Disney's ( DIS) board has said that management is on the right track.

But, as one may be reminded by Disney's recent setbacks, the company's directors have scrupulously avoided saying when they expect Disney's metaphorical train to reach its destination.

That leaves investors wondering how bad present and future disappointments will have to get at Disney before Michael Eisner, who last month exited his post as Disney's board chairman, loses his remaining responsibilities as CEO.

And certainly, Wall Street has high-profile disappointments to consider, including two weak movie releases in two weeks and continuing uncertainty at the company's ABC television network as the upfront ad-selling season approaches. Now the question is how soon the negatives will be offset by tangible pluses, and when critics of the company will stop piling on.

On Monday, Disney's shares fell 55 cents, to $25.70, down nearly 10% from the 52-week high the stock hit in February after disclosure of Comcast's ( CMCSA) unsolicited bid for the media and entertainment conglomerate.

Char-Broiled

The latest example of Disney's misplaced optimism appears to be The Alamo, a movie that Michael Eisner said earlier this month was getting "unbelievable word-of-mouth."

An epic movie that ended up neck-and-neck, in weekend box-office performance, with the low-budget comedy Johnson Family Vacation, it opened one week after the similarly weakly performing Home on the Range, the animated feature about heroic cows that appears to be the swan song for two-dimensional animation at Disney.

The disappointing performances of these two movies, along with that of the Mideastern horse-racing tale Hidalgo in March, threaten Disney's ability to meet earnings expectations, says Fulcrum Global Partners analyst Richard Greenfield. In a Monday report, Greenfield said it was likely that Disney would have to take a write-off for the fiscal second quarter ended March 31. (Thomson First Call's expectations are currently for 20 cents in earnings per share.) Not only is the 98-cent EPS consensus for fiscal 2004 (ending Sept. 30) under pressure, writes Greenfield, but a weak 2004 box office will likely translate into poor relative performance of home video in fiscal 2005.

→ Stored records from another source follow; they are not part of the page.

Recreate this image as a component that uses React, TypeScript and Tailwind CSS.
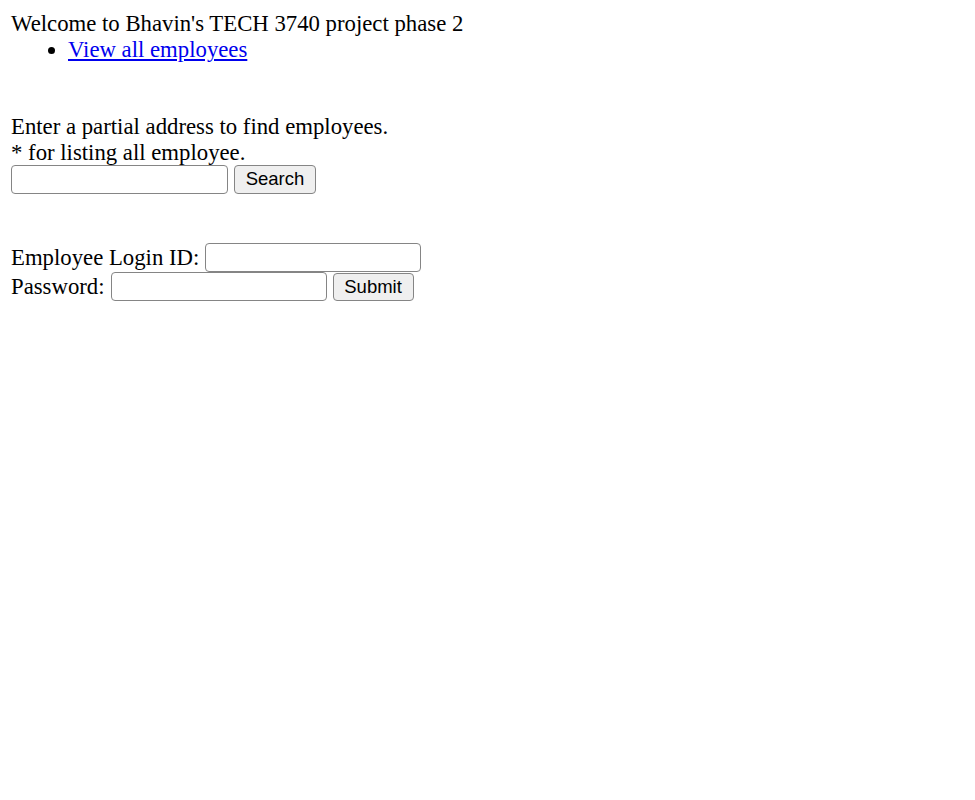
export default function App() {
  return (
    <div className="min-h-screen bg-white px-[11px] pt-[11px] text-black font-['Liberation_Serif',serif] text-[22.75px] leading-[26px]">
      <div>Welcome to Bhavin's TECH 3740 project phase 2</div>
      <ul className="list-disc pl-[57px]">
        <li>
          <a href="#" className="text-[#0000ee] underline">
            View all employees
          </a>
        </li>
      </ul>

      <div className="mt-[51px]">Enter a partial address to find employees.</div>
      <div>* for listing all employee.</div>
      <div className="flex items-center gap-[6px] -mt-px">
        <input type="text" className="h-[29px] w-[217px] rounded-[4px] border border-[#858585] bg-white" />
        <button className="h-[29px] w-[82px] rounded-[4px] border border-[#858585] bg-[#efefef] font-['Liberation_Sans',sans-serif] text-[18.5px] leading-none">
          Search
        </button>
      </div>

      <div className="mt-[49px] flex flex-col">
        <div className="flex h-[29px] items-center gap-[6px]">
          <span>Employee Login ID:</span>
          <input type="text" className="h-[29px] w-[216px] rounded-[4px] border border-[#858585] bg-white" />
        </div>
        <div className="flex h-[29px] items-center gap-[6px]">
          <span>Password:</span>
          <input type="password" className="h-[29px] w-[216px] rounded-[4px] border border-[#858585] bg-white" />
          <button className="h-[28px] w-[81px] self-end rounded-[4px] border border-[#858585] bg-[#efefef] font-['Liberation_Sans',sans-serif] text-[18.5px] leading-none">
            Submit
          </button>
        </div>
      </div>
    </div>
  );
}
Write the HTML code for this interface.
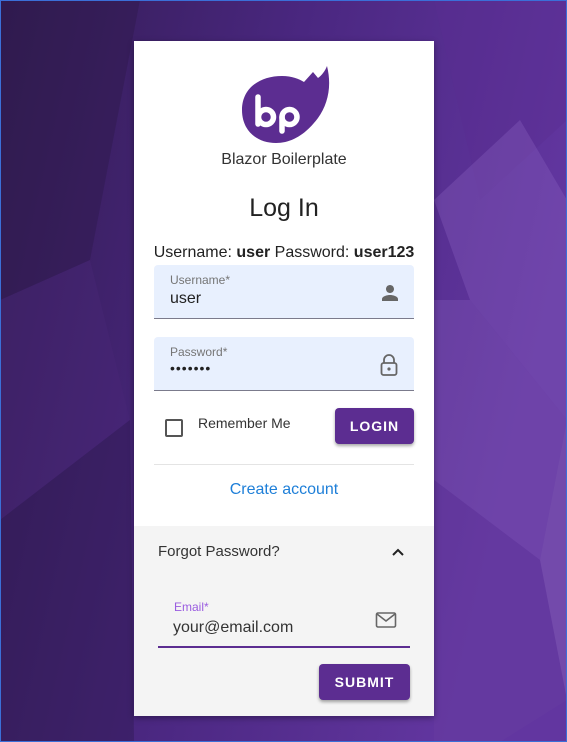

Disney doesn't agree. "Given the performance we're seeing in our businesses, we remain confident in our ability to deliver attractive growth in our earnings," the company said late Monday. "In fact, assuming a continuation of the favorable economic conditions and trends we're seeing, we believe that we will deliver earnings growth from continuing operations of more than 40 percent for this fiscal year, versus the $0.65 per share we reported last year."